## start Source material
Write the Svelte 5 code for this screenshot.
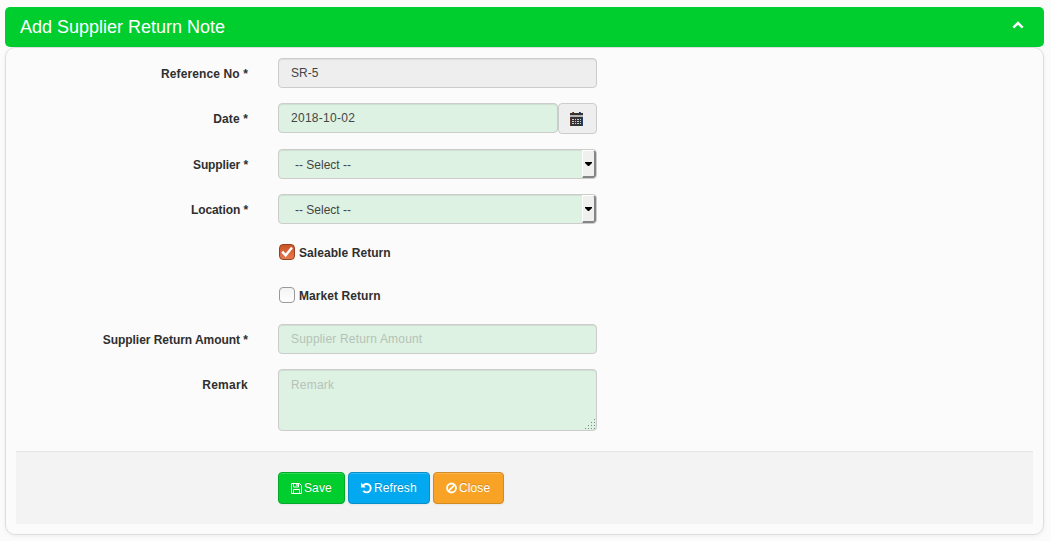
<script>
  let saleable = $state(true);
  let market = $state(false);
  const selects = ['Supplier *', 'Location *'];
</script>

{#snippet tick()}
  <svg width="14" height="14" viewBox="0 0 14 14"><path d="M2.2 6.6 5.6 10.4 12 2.6" fill="none" stroke="#fff" stroke-width="2.4" /></svg>
{/snippet}

<div class="page">
  <header>
    <h3>Add Supplier Return Note</h3>
    <svg class="chev" width="12" height="8" viewBox="0 0 12 8"><path d="M1.3 6.6 6 2.1l4.7 4.5" fill="none" stroke="#fff" stroke-width="2.5" /></svg>
  </header>
  <form class="panel">
    <div class="row">
      <span class="label wide">Reference No *</span>
      <div class="field grey">SR-5</div>
    </div>
    <div class="row r46">
      <span class="label wide">Date *</span>
      <div class="group">
        <div class="field date">2018-10-02</div>
        <div class="addon">
          <svg width="13" height="14" viewBox="0 0 13 14" shape-rendering="crispEdges">
            <path d="M2 0h2v1H2zM9 0h2v1H9zM0 1h13v13H0z" fill="#333" />
            <path d="M2 0h1v1H2z" fill="#a45c2c" />
            <path d="M10 0h1v1h-1z" fill="#2c5ca4" />
            <path d="M0 3h13v2H0z" fill="#b5b5b5" />
            <path d="M0 5h1v9H0z" fill="#5a3a2c" />
            <path d="M12 5h1v9h-1z" fill="#23406b" />
            <path d="M2 7h2v1H2zM5 7h1v1H5zM7 7h2v1H7zM10 7h1v1h-1zM2 9h2v1H2zM5 9h1v1H5zM7 9h2v1H7zM10 9h1v1h-1zM2 11h2v1H2zM5 11h1v1H5zM7 11h2v1H7zM10 11h1v1h-1z" fill="#c6ccd2" />
          </svg>
        </div>
      </div>
    </div>
    {#each selects as name}
      <div class="row">
        <span class="label narrow">{name}</span>
        <div class="field select">
          <span>-- Select --</span>
          <span class="arrow"><svg width="7" height="4" viewBox="0 0 7 4"><path d="M0 0h7v1L4 4H3L0 1z" fill="#000" /></svg></span>
        </div>
      </div>
    {/each}
    <div class="checks">
      <label><input type="checkbox" bind:checked={saleable} /><span class="box">{#if saleable}{@render tick()}{/if}</span>Saleable Return</label>
      <label><input type="checkbox" bind:checked={market} /><span class="box">{#if market}{@render tick()}{/if}</span>Market Return</label>
    </div>
    <div class="row">
      <span class="label amount">Supplier Return Amount *</span>
      <div class="field hint">Supplier Return Amount</div>
    </div>
    <div class="row last">
      <span class="label remark">Remark</span>
      <div class="field hint area">
        <span>Remark</span>
        <svg width="10" height="10" viewBox="0 0 10 10" shape-rendering="crispEdges"><path d="M9 0h1v1H9zM9 3h1v1H9zM6 3h1v1H6zM9 6h1v1H9zM6 6h1v1H6zM3 6h1v1H3zM9 9h1v1H9zM6 9h1v1H6zM3 9h1v1H3zM0 9h1v1H0z" fill="#7c857f" /></svg>
      </div>
    </div>
    <footer>
      <button type="button" class="save">
        <svg width="11" height="12" viewBox="0 0 11 12" fill="none" stroke="#fff"><path d="M.5 1.5h8l2 2v8H.5zM2.5 1.5v3.5h5V1.5M2.5 11.5V7.5h6v4" /><path d="M6 2v2" stroke-width="1.2" /></svg>Save
      </button>
      <button type="button" class="refresh">
        <svg width="11" height="12" viewBox="0 0 11 12"><path d="M2 3.9A4.2 4.2 0 1 1 2.3 8.8" fill="none" stroke="#fff" stroke-width="1.9" /><path d="M0 .8v4.8h4.8z" fill="#fff" /></svg>Refresh
      </button>
      <button type="button" class="close">
        <svg width="11" height="12" viewBox="0 0 11 12" fill="none" stroke="#fff" stroke-width="1.8"><circle cx="5.5" cy="6" r="4.5" /><path d="M2.3 9.2 8.7 2.8" /></svg>Close
      </button>
    </footer>
  </form>
</div>

<style>
  :global(body) { background: #fbfbfb; }
  .page {
    box-sizing: border-box;
    height: 541px;
    padding: 7px 7px 0 5px;
    font: 12px/20px "Liberation Sans", Arial, sans-serif;
    color: #333;
    overflow: hidden;
  }
  header {
    height: 40px;
    box-sizing: border-box;
    padding: 0 20px 0 15px;
    display: flex;
    align-items: center;
    justify-content: space-between;
    background: #00cd2e;
    border-radius: 5px;
    color: #fff;
  }
  h3 { margin: 0; font-size: 18px; font-weight: 400; }
  .chev { margin-bottom: 4px; }
  .panel {
    box-sizing: border-box;
    height: 488px;
    padding: 10px 10px 0;
    border: 1px solid #ddd;
    border-radius: 10px;
    box-shadow: 0 1px 4px rgba(0, 0, 0, 0.06);
  }
  .row { display: flex; height: 45px; }
  .r46 { height: 46px; }
  .label { width: 232px; margin-right: 30px; padding-top: 6px; text-align: right; font-weight: 700; color: #2f2f2f; }
  .wide { letter-spacing: 0.12px; }
  .narrow { letter-spacing: -0.1px; }
  .amount { letter-spacing: -0.04px; }
  .remark { letter-spacing: 0.3px; }
  .field {
    box-sizing: border-box;
    width: 319px;
    height: 30px;
    padding: 4px 12px;
    border: 1px solid #ccc;
    border-radius: 4px;
    background: #ddf2e2;
    box-shadow: inset 0 1px 1px rgba(0, 0, 0, 0.075);
    color: #444;
  }
  .grey { background: #eee; }
  .hint { color: #b5c2b8; letter-spacing: 0.18px; }
  .date { letter-spacing: 0.27px; }
  .group { display: flex; }
  .group .field { width: 280px; }
  .addon {
    box-sizing: border-box;
    width: 39px;
    height: 31px;
    display: flex;
    align-items: center;
    justify-content: center;
    padding-right: 2px;
    border: 1px solid #ccc;
    border-radius: 4px;
    background: #eee;
  }
  .select { display: flex; justify-content: space-between; padding: 0 0 0 16px; overflow: hidden; }
  .select > span:first-child { padding-top: 5px; }
  .arrow {
    box-sizing: border-box;
    width: 14px;
    height: 28px;
    display: flex;
    align-items: center;
    justify-content: center;
    background: #f0f0ee;
    border: solid;
    border-width: 1px 2px 2px 1px;
    border-color: #fff #858585 #858585 #fff;
    border-radius: 0 3px 3px 0;
  }
  .checks { height: 85px; padding-left: 263px; }
  label {
    box-sizing: border-box;
    height: 43px;
    padding-top: 4px;
    display: flex;
    align-items: flex-start;
    font-weight: 700;
    color: #2f2f2f;
    letter-spacing: 0.07px;
  }
  input { appearance: none; width: 0; height: 0; margin: 0; }
  .box {
    box-sizing: border-box;
    width: 16px;
    height: 16px;
    margin: 1px 4px 0 0;
    border: 1px solid #999;
    border-radius: 4px;
    background: linear-gradient(#f3f3f3, #fff);
  }
  .box svg { display: block; }
  input:checked + .box { border-color: #97411f; background: linear-gradient(#cc5327, #e47a50); }
  .last { height: 82px; }
  .area { height: 62px; padding: 5px 1px 1px 12px; display: flex; justify-content: space-between; }
  .area svg { align-self: flex-end; }
  footer {
    box-sizing: border-box;
    height: 73px;
    padding: 20px 0 0 262px;
    display: flex;
    gap: 3px;
    background: #f3f3f3;
    border-top: 1px solid #e5e5e5;
  }
  button {
    box-sizing: border-box;
    height: 32px;
    padding: 0 0 0 12px;
    display: flex;
    align-items: center;
    justify-content: flex-start;
    gap: 2px;
    border: 1px solid;
    border-radius: 4px;
    font: inherit;
    letter-spacing: 0.1px;
    color: #fff;
    text-shadow: 0 -1px 0 rgba(0, 0, 0, 0.18);
    box-shadow: inset 0 1px 0 rgba(255, 255, 255, 0.2), 0 1px 2px rgba(0, 0, 0, 0.05);
  }
  .save { width: 67px; background: #00cd2e; border-color: #04a92b; }
  .refresh { width: 82px; background: #03a9f0; border-color: #068fc9; }
  .close { width: 71px; background: #f8a326; border-color: #d38a20; }
</style>
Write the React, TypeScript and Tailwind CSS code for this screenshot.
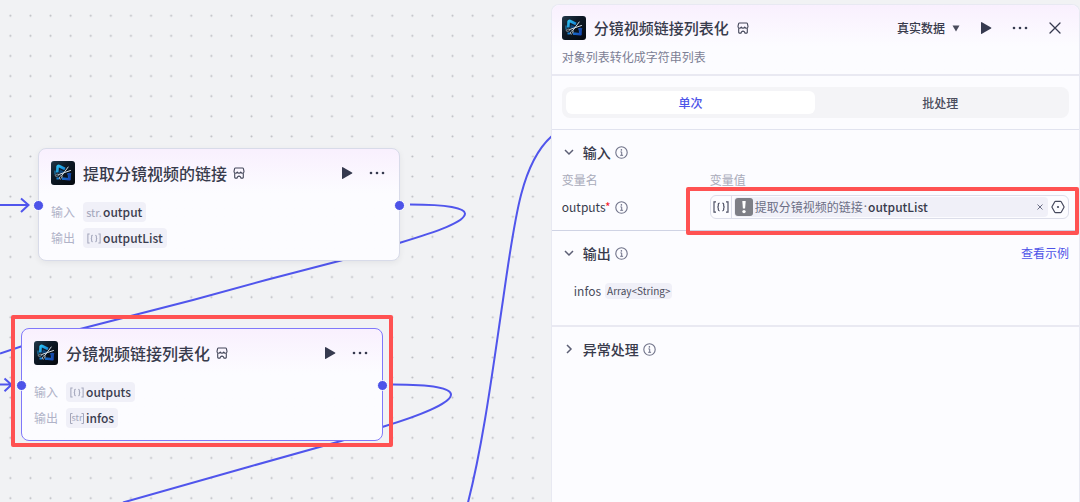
import React, { useState } from "react";

type VarType = "str" | "object[]" | "str[]";

interface FlowNodeProps {
  title: string;
  input: { type: VarType; name: string };
  output: { type: VarType; name: string };
  selected?: boolean;
  className: string;
}

const PluginLogo: React.FC = () => (
  <svg viewBox="0 0 24 24" className="size-6 shrink-0" aria-hidden="true">
    <defs>
      <linearGradient id="logo-bg" x1="0" y1="0" x2="1" y2="1">
        <stop offset="0" stopColor="#22394a" />
        <stop offset="0.4" stopColor="#0d1926" />
        <stop offset="1" stopColor="#04070d" />
      </linearGradient>
      <linearGradient id="logo-play" x1="0" y1="0" x2="1" y2="1">
        <stop offset="0" stopColor="#2cc0f2" />
        <stop offset="0.45" stopColor="#1583d6" />
        <stop offset="1" stopColor="#1748b4" />
      </linearGradient>
    </defs>
    <rect width="24" height="24" rx="3" fill="url(#logo-bg)" />
    <path
      d="M6.300 11.500 6.600 5.500Q7 4.500 8 5L14 8M11 17.800Q15 17.500 18.500 18.200L17.800 12M6.800 16.500v2"
      fill="none"
      stroke="url(#logo-play)"
      strokeWidth="2.600"
      strokeLinejoin="round"
    />
    <path d="M9 8.500 14 11l-3.500 2.500L8 11.500z" fill="#0f5fae" opacity=".6" />
    <path d="M4 9.500v4" stroke="#1b8fd0" strokeWidth="1" />
    <path d="M15.800 12.500 20.300 12l-1 5.500z" fill="#1548a8" />
    <path
      d="M17.200 6 10.600 14.800M19.500 9.500 7.500 13.600"
      stroke="#d5dde3"
      strokeWidth="1"
      strokeLinecap="round"
    />
    <ellipse cx="9.700" cy="16.400" rx="1.900" ry="1.100" fill="none" stroke="#b9c5ce" strokeWidth="0.8" transform="rotate(-55 9.700 16.400)" />
    <ellipse cx="6" cy="14.200" rx="1.900" ry="1" fill="none" stroke="#93a2ae" strokeWidth="0.8" transform="rotate(-15 6 14.200)" />
  </svg>
);

const StoreIcon: React.FC = () => (
  <svg
    viewBox="0 0 12 12"
    className="size-3 shrink-0 text-[#44475a]"
    fill="none"
    stroke="currentColor"
    strokeWidth="1.100"
    strokeLinejoin="round"
    aria-hidden="true"
  >
    <path d="M2.400 1h7.200q.6 0 .8.600l.6 2.800q0 1.800-1.600 1.800-1.300 0-1.700-1.200Q7.300 6.200 6 6.200T4.300 5Q3.900 6.200 2.600 6.200 1 6.200 1 4.400l.6-2.800q.2-.6.800-.6z" />
    <path d="M1.700 6.200v4.300q0 .6.600.6h1.800l.4-1.300q1.500-1.400 3 0l.4 1.300h1.800q.6 0 .6-.6V6.200" />
  </svg>
);

const PlayIcon: React.FC = () => (
  <svg viewBox="0 0 12 12" className="size-3" fill="#363a4f" aria-hidden="true">
    <path d="M1 .4q0-.5.5-.3l9.500 5.400q.8.5 0 1L1.500 11.900q-.5.200-.5-.3z" />
  </svg>
);

const MoreIcon: React.FC = () => (
  <svg viewBox="0 0 16 4" className="h-1 w-4" fill="#363a4f" aria-hidden="true">
    <circle cx="2" cy="2" r="1.300" />
    <circle cx="8" cy="2" r="1.300" />
    <circle cx="14" cy="2" r="1.300" />
  </svg>
);

const InfoIcon: React.FC = () => (
  <svg viewBox="0 0 13 13" className="size-[13px] shrink-0 text-[#6f7289]" fill="none" stroke="currentColor" aria-hidden="true">
    <circle cx="6.500" cy="6.500" r="5.700" strokeWidth="1.100" />
    <circle cx="6.400" cy="3.900" r=".8" fill="currentColor" stroke="none" />
    <path d="M5.400 5.900h1.300v3.300M5.200 9.300h2.900" />
  </svg>
);

const BracesIcon: React.FC<{ className: string }> = ({ className }) => (
  <svg viewBox="0 0 16 12" className={className} fill="none" stroke="currentColor" strokeWidth="1.200" aria-hidden="true">
    <path d="M3 .8H1v10.400H3M13 .8h2v10.400H13" />
    <path d="M6.600 2.200q-1.300 0-1.300 1.200v1.400q0 1.200-1 1.200 1 0 1 1.200v1.400q0 1.200 1.300 1.200M9.400 2.200q1.300 0 1.300 1.200v1.400q0 1.200 1 1.200-1 0-1 1.200v1.400q0 1.200-1.300 1.200" />
  </svg>
);

const VarTypeMark: React.FC<{ type: VarType }> = ({ type }) => {
  if (type === "str") {
    return <span className="text-[11px] leading-4">str.</span>;
  }
  if (type === "object[]") {
    return <BracesIcon className="h-[11px] w-[14px]" />;
  }
  return (
    <>
      <svg viewBox="0 0 14 11" className="absolute h-[11px] w-[14px]" fill="none" stroke="currentColor" aria-hidden="true">
        <path d="M2.500.5h-2v10h2M11.500.5h2v10h-2" />
      </svg>
      <span className="text-[9px] leading-4">str</span>
    </>
  );
};

const VarRow: React.FC<{ label: string; type: VarType; name: string }> = ({ label, type, name }) => (
  <div className="flex items-center gap-2 text-xs">
    <span className="text-[#b0b3c8]">{label}</span>
    <span className="flex h-5 items-center gap-0.5 rounded bg-[#f0f0f8] px-1">
      <span className="relative flex w-[14px] items-center justify-center text-[#a3a6bb]">
        <VarTypeMark type={type} />
      </span>
      <span className="font-medium text-[#3b3d4f]">{name}</span>
    </span>
  </div>
);

const FlowNode: React.FC<FlowNodeProps> = ({ title, input, output, selected, className }) => (
  <article
    className={`absolute w-[362px] rounded-lg border bg-[#fcfcff] bg-linear-to-b from-[#f9f0fe] to-[#fcfcff] to-40% px-3 pt-3 pb-3 ${
      selected ? "border-[#8078fa]" : "border-[#d8dbe9] shadow-[0_2px_6px_rgba(0,0,0,0.06)]"
    } ${className}`}
  >
    <header className="flex h-6 items-center">
      <PluginLogo />
      <h2 className="mr-1.5 ml-2 text-base leading-6 font-medium text-[#383b4c]">{title}</h2>
      <StoreIcon />
      <div className="mr-0.5 ml-auto flex items-center gap-4">
        <button type="button" aria-label="运行">
          <PlayIcon />
        </button>
        <button type="button" aria-label="更多" className="flex h-6 items-center">
          <MoreIcon />
        </button>
      </div>
    </header>
    <div className="mt-[17px] flex flex-col gap-1.5">
      <VarRow label="输入" {...input} />
      <VarRow label="输出" {...output} />
    </div>
    <span className="absolute top-[51px] -left-1.5 size-[11px] rounded-full border border-white bg-[#4d53e8]" />
    <span className="absolute top-[51px] -right-1.5 size-[11px] rounded-full border border-white bg-[#4d53e8]" />
  </article>
);

const Canvas: React.FC = () => (
  <main className="relative min-w-0 flex-1">
    {/* Connections between nodes */}
    <svg className="absolute inset-0 size-full" aria-hidden="true">
      <g fill="none" stroke="#5055ec" strokeWidth="2">
        <path d="M0 205H28M21 198.500l7.500 6.500-7.500 7" />
        <path d="M410 204.500C448 204.500 465 208 465 213.500 465 222 437 231.500 400 242.700 381 248.500 361 255 341 260.500L266 280 193 300 80 329 21 346.500 0 353.500" />
        <path d="M0 384.500H11M4.500 378.500l7 6.200-7 6.500" />
        <path d="M393 384.500C434 384.500 451 388.500 451 394.500 451 403 420 415.500 383 426.700 370 431 356 436.500 341 441L250 466.500 123 502.500" />
        <path d="M468 502.500C484 440 494 360 503 300 515 215 522 162 552 136" />
      </g>
    </svg>
    <FlowNode
      title="提取分镜视频的链接"
      input={{ type: "str", name: "output" }}
      output={{ type: "object[]", name: "outputList" }}
      className="top-[148px] left-[38px]"
    />
    <FlowNode
      title="分镜视频链接列表化"
      input={{ type: "object[]", name: "outputs" }}
      output={{ type: "str[]", name: "infos" }}
      selected
      className="top-[328px] left-[21px]"
    />
    <div className="pointer-events-none absolute top-[315px] left-[11px] h-[132px] w-[382px] rounded-xs border-4 border-[#ff5252]" />
  </main>
);

interface SectionProps {
  title: string;
  defaultOpen?: boolean;
  action?: React.ReactNode;
  children?: React.ReactNode;
}

const Section: React.FC<SectionProps> = ({ title, defaultOpen = false, action, children }) => {
  const [open, setOpen] = useState(defaultOpen);

  return (
    <section className="px-2.5 pt-2.5 text-xs">
      <div className="flex items-center justify-between">
        <button
          type="button"
          aria-expanded={open}
          onClick={() => setOpen(!open)}
          className="flex h-6 items-center"
        >
          <svg
            viewBox="0 0 14 14"
            className={`size-[14px] ${open ? "" : "-rotate-90"}`}
            fill="none"
            stroke="#5c5f75"
            strokeWidth="1.500"
            aria-hidden="true"
          >
            <path d="m3 5 4 4 4-4" />
          </svg>
          <span className="mr-1 ml-[7px] text-sm font-medium text-[#383b4c]">{title}</span>
          <InfoIcon />
        </button>
        {action}
      </div>
      {open && children}
    </section>
  );
};

const DetailPanel: React.FC = () => {
  const [mode, setMode] = useState<"single" | "batch">("single");

  const tabClass = (active: boolean) =>
    `flex-1 rounded-md font-medium ${active ? "bg-white text-[#4d53e8]" : "text-[#4a4c5c]"}`;

  return (
    <aside className="relative mt-1 w-[49%] shrink-0 rounded-t-lg border-x border-t border-[#e8e9f2] bg-[#fcfcff]">
      <header className="rounded-t-lg border-b-2 border-[#e9e9f2] bg-linear-to-b from-[#f9f0fe] to-[#fcfcff] to-60% px-2.5 pt-[11px] pb-2">
        <div className="flex h-6 items-center">
          <PluginLogo />
          <h1 className="mr-2 ml-2 text-[15px] leading-6 font-medium text-[#383b4c]">分镜视频链接列表化</h1>
          <StoreIcon />
          <div className="mr-[7px] ml-auto flex items-center">
            <div className="relative flex items-center">
              <select
                aria-label="数据来源"
                className="appearance-none bg-transparent pr-[14px] text-xs font-medium text-[#383b4c]"
              >
                <option>真实数据</option>
              </select>
              <svg viewBox="0 0 8 7" className="pointer-events-none absolute right-0 h-[7px] w-2" fill="#4a4c5c" aria-hidden="true">
                <path d="M.5.500h7L4 6.500z" />
              </svg>
            </div>
            <button type="button" aria-label="运行" className="ml-5">
              <PlayIcon />
            </button>
            <button type="button" aria-label="更多" className="mx-5 flex h-6 items-center">
              <MoreIcon />
            </button>
            <button type="button" aria-label="关闭">
              <svg viewBox="0 0 14 14" className="size-[14px]" stroke="#363a4f" strokeWidth="1.300" strokeLinecap="round" aria-hidden="true">
                <path d="m2 2 10 10M12 2 2 12" />
              </svg>
            </button>
          </div>
        </div>
        <p className="mt-2 text-xs leading-[18px] text-[#7c7f95]">对象列表转化成字符串列表</p>
      </header>

      <div className="border-b border-[#e1e3ef] px-2.5 py-[11px]">
        <div role="tablist" className="flex h-[31px] rounded-lg bg-[#f4f4f7] p-1 text-xs">
          <button
            type="button"
            role="tab"
            aria-selected={mode === "single"}
            onClick={() => setMode("single")}
            className={tabClass(mode === "single")}
          >
            单次
          </button>
          <button
            type="button"
            role="tab"
            aria-selected={mode === "batch"}
            onClick={() => setMode("batch")}
            className={tabClass(mode === "batch")}
          >
            批处理
          </button>
        </div>
      </div>

      <Section title="输入" defaultOpen>
        <div className="mt-[7px] grid grid-cols-[148px_1fr] items-center gap-y-1.5 pb-[11px]">
          <span className="leading-[18px] text-[#a9abba]">变量名</span>
          <span className="leading-[18px] text-[#a9abba]">变量值</span>
          <div className="flex items-center gap-1">
            <span id="outputs-label" className="text-[#383b4c]">
              outputs<span className="text-[#f5222d]">*</span>
            </span>
            <InfoIcon />
          </div>
          <div className="relative min-w-0">
            <div
              role="group"
              aria-labelledby="outputs-label"
              className="flex h-6 items-center rounded-md border border-[#dcdeea] pl-0.5"
            >
              <span className="flex h-full items-center border-r border-[#dcdeea] pr-0.5 text-[#4f5267]">
                <BracesIcon className="h-3 w-4" />
              </span>
              <div className="ml-0.5 flex h-5 min-w-0 flex-1 items-center rounded bg-[#f0f0f8] pl-px">
                <svg viewBox="0 0 18 18" className="size-[18px] shrink-0" aria-hidden="true">
                  <rect width="18" height="18" rx="3" fill="#7e7f86" />
                  <path d="M7.300 3h3.400l-.6 7.500H7.900z" fill="#fff" />
                  <circle cx="9" cy="13.600" r="1.700" fill="#fff" />
                </svg>
                <span className="ml-0.5 truncate text-[#6b6e85]">提取分镜视频的链接</span>
                <span className="mx-px font-['Noto_Sans',sans-serif] text-[#6b6e85]">·</span>
                <span className="font-medium text-[#383b4c]">outputList</span>
                <button type="button" aria-label="清除" className="mr-1 ml-auto">
                  <svg viewBox="0 0 8 8" className="size-2" stroke="#6b6e85" aria-hidden="true">
                    <path d="m1.500 1.500 5 5M6.500 1.500l-5 5" />
                  </svg>
                </button>
              </div>
              <button type="button" aria-label="设置" className="mx-[3px]">
                <svg viewBox="0 0 14 14" className="size-[14px]" fill="none" stroke="#45485c" strokeWidth="1.200" aria-hidden="true">
                  <path d="M4.600 1.300h4.800q.5 0 .8.500l2.700 4.700q.3.500 0 1l-2.700 4.700q-.3.500-.8.500H4.600q-.5 0-.8-.5L1.100 7.500q-.3-.5 0-1l2.700-4.700q.3-.5.8-.5z" />
                  <circle cx="7" cy="7" r="1.100" fill="#45485c" stroke="none" />
                </svg>
              </button>
            </div>
            <div className="pointer-events-none absolute -top-2 -right-2.5 -bottom-4 -left-6 rounded-xs border-4 border-[#ff5252]" />
          </div>
        </div>
      </Section>

      <div className="border-t border-[#cfd3e4]">
        <Section
          title="输出"
          defaultOpen
          action={
            <a href="#example" className="text-[#4d53e8]">
              查看示例
            </a>
          }
        >
          <div className="mt-4 flex items-center gap-1 pb-6 pl-3">
            <span className="leading-5 text-[#4a4c5c]">infos</span>
            <span className="rounded bg-[#f0f0f8] px-0.5 text-[10px] leading-4 text-[#4a4c5c]">
              Array&lt;String&gt;
            </span>
          </div>
        </Section>
      </div>

      <div className="border-t-2 border-[#e9e9f2]">
        <Section title="异常处理" />
      </div>
    </aside>
  );
};

const App: React.FC = () => (
  <div className="relative flex min-h-screen overflow-hidden bg-[#f1f2f4] font-['Noto_Sans_CJK_SC',sans-serif]">
    {/* Dot grid */}
    <svg className="absolute inset-0 size-full" aria-hidden="true">
      <defs>
        <pattern id="dots" width="20.100" height="20.100" x="0.300" y="5.700" patternUnits="userSpaceOnUse">
          <circle cx="10.050" cy="10.050" r="1" fill="#b9bbc0" />
        </pattern>
      </defs>
      <rect width="100%" height="100%" fill="url(#dots)" />
    </svg>
    <Canvas />
    <DetailPanel />
  </div>
);

export default App;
## end Source material
Only lines with "this" are wanted here; list each of them.

Write the Svelte 5 code for this screenshot.
Write the React, TypeScript and Tailwind CSS code for this screenshot.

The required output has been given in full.